Data segment >>

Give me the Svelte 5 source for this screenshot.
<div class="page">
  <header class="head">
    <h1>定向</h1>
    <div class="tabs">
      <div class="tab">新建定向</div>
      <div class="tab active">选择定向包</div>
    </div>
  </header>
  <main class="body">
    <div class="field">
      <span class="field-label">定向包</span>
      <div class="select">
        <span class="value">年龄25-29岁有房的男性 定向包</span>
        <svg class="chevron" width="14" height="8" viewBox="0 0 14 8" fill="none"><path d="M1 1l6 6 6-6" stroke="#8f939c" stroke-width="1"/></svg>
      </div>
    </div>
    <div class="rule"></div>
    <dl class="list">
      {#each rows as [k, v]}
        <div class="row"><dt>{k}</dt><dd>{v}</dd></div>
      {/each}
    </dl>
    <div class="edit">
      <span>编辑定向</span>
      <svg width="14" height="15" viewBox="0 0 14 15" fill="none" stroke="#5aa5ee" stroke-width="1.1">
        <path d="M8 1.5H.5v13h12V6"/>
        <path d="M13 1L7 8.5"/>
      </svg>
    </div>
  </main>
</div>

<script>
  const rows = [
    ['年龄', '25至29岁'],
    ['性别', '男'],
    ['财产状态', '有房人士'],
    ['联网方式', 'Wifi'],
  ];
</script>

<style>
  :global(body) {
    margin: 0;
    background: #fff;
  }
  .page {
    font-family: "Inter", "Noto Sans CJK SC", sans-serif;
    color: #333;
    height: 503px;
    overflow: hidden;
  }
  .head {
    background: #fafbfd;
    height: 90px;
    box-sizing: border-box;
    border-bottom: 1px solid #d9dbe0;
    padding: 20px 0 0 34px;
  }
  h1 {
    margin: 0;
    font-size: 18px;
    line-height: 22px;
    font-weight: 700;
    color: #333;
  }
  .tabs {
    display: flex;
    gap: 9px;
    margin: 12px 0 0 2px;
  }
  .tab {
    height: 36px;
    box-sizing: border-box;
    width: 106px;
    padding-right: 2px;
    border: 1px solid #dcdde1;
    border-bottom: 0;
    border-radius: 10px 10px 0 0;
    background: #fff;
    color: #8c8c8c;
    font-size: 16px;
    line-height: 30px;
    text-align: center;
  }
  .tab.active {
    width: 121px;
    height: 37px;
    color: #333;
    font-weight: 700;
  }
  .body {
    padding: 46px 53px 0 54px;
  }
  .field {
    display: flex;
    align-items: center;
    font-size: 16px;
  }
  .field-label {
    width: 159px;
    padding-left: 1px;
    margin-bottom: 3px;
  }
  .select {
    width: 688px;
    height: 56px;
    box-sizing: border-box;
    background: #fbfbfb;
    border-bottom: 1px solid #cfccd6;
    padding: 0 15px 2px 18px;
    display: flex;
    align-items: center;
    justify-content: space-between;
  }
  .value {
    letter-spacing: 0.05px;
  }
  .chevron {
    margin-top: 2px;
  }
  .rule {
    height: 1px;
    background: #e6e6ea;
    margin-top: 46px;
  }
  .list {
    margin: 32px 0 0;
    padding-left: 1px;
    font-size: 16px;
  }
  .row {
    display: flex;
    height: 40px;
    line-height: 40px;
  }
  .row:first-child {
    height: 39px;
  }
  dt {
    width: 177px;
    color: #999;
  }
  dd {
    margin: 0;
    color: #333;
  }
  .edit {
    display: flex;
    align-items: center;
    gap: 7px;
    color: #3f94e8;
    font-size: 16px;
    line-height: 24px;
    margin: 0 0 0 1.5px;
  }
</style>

Work instructions >> Print all the data exactly.

Written answer >>
Give me the Svelte 5 source for this screenshot.
<div class="page">
  <header class="head">
    <h1>定向</h1>
    <div class="tabs">
      <div class="tab">新建定向</div>
      <div class="tab active">选择定向包</div>
    </div>
  </header>
  <main class="body">
    <div class="field">
      <span class="field-label">定向包</span>
      <div class="select">
        <span class="value">年龄25-29岁有房的男性 定向包</span>
        <svg class="chevron" width="14" height="8" viewBox="0 0 14 8" fill="none"><path d="M1 1l6 6 6-6" stroke="#8f939c" stroke-width="1"/></svg>
      </div>
    </div>
    <div class="rule"></div>
    <dl class="list">
      {#each rows as [k, v]}
        <div class="row"><dt>{k}</dt><dd>{v}</dd></div>
      {/each}
    </dl>
    <div class="edit">
      <span>编辑定向</span>
      <svg width="14" height="15" viewBox="0 0 14 15" fill="none" stroke="#5aa5ee" stroke-width="1.1">
        <path d="M8 1.5H.5v13h12V6"/>
        <path d="M13 1L7 8.5"/>
      </svg>
    </div>
  </main>
</div>

<script>
  const rows = [
    ['年龄', '25至29岁'],
    ['性别', '男'],
    ['财产状态', '有房人士'],
    ['联网方式', 'Wifi'],
  ];
</script>

<style>
  :global(body) {
    margin: 0;
    background: #fff;
  }
  .page {
    font-family: "Inter", "Noto Sans CJK SC", sans-serif;
    color: #333;
    height: 503px;
    overflow: hidden;
  }
  .head {
    background: #fafbfd;
    height: 90px;
    box-sizing: border-box;
    border-bottom: 1px solid #d9dbe0;
    padding: 20px 0 0 34px;
  }
  h1 {
    margin: 0;
    font-size: 18px;
    line-height: 22px;
    font-weight: 700;
    color: #333;
  }
  .tabs {
    display: flex;
    gap: 9px;
    margin: 12px 0 0 2px;
  }
  .tab {
    height: 36px;
    box-sizing: border-box;
    width: 106px;
    padding-right: 2px;
    border: 1px solid #dcdde1;
    border-bottom: 0;
    border-radius: 10px 10px 0 0;
    background: #fff;
    color: #8c8c8c;
    font-size: 16px;
    line-height: 30px;
    text-align: center;
  }
  .tab.active {
    width: 121px;
    height: 37px;
    color: #333;
    font-weight: 700;
  }
  .body {
    padding: 46px 53px 0 54px;
  }
  .field {
    display: flex;
    align-items: center;
    font-size: 16px;
  }
  .field-label {
    width: 159px;
    padding-left: 1px;
    margin-bottom: 3px;
  }
  .select {
    width: 688px;
    height: 56px;
    box-sizing: border-box;
    background: #fbfbfb;
    border-bottom: 1px solid #cfccd6;
    padding: 0 15px 2px 18px;
    display: flex;
    align-items: center;
    justify-content: space-between;
  }
  .value {
    letter-spacing: 0.05px;
  }
  .chevron {
    margin-top: 2px;
  }
  .rule {
    height: 1px;
    background: #e6e6ea;
    margin-top: 46px;
  }
  .list {
    margin: 32px 0 0;
    padding-left: 1px;
    font-size: 16px;
  }
  .row {
    display: flex;
    height: 40px;
    line-height: 40px;
  }
  .row:first-child {
    height: 39px;
  }
  dt {
    width: 177px;
    color: #999;
  }
  dd {
    margin: 0;
    color: #333;
  }
  .edit {
    display: flex;
    align-items: center;
    gap: 7px;
    color: #3f94e8;
    font-size: 16px;
    line-height: 24px;
    margin: 0 0 0 1.5px;
  }
</style>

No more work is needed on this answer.